Fading German political uncertainty lifts EUR and prompts some weakness. Flattening of the US yield curve further collaborates to the weaker tone.
The greenback, as measured by the US Dollar Index eased on Tuesday and held with marginal losses below mid-94.00s during the early European session.
An 11th hour deal on migration issues helped ease the latest German coalition crisis and triggered a modest short-covering bounce around the shared currency. This coupled with positive incoming UK economic data, with the latest surprise coming from the UK construction PMI, boosted the British Pound and was eventually seen weighing on the buck.
Meanwhile, flattening of the US yield curve, amid growing concerns that a global trade war would slow economic growth and inflation worldwide, further collaborated towards keeping the USD bulls on the back foot.
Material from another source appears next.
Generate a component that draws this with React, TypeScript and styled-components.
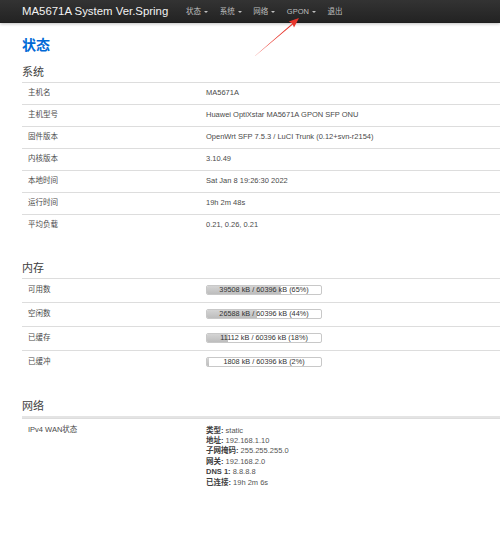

The Fed and the bond markets are at odds over the outlook for the US economy and inflation as, despite two rate hikes this year, long-term rates have struggled to keep pace and caused the yield curve to flatten.
Hence, it would be prudent to wait for a strong follow-through buying before confirming that index is poised to continue with its bullish trajectory and build on strong gains of 5% recorded in the previous quarter.
There isn’t any major market-moving economic data due for release on Tuesday and hence, the index seems more likely to be driven by external factors ahead of this week’s other heavyweight macro releases, including the keenly watched non-farm payrolls on Friday.
Technical levels to watch
Immediate resistance is pegged near 94.67 level, above which the index is likely to aim towards challenging YTD highs resistance near the 95.00-95.10 region set last Thursday. On the flip side, retracement back below the 94.30-20 area could get extended towards the 94.00 handle en-route last Thursday’s swing low near the 93.85 level.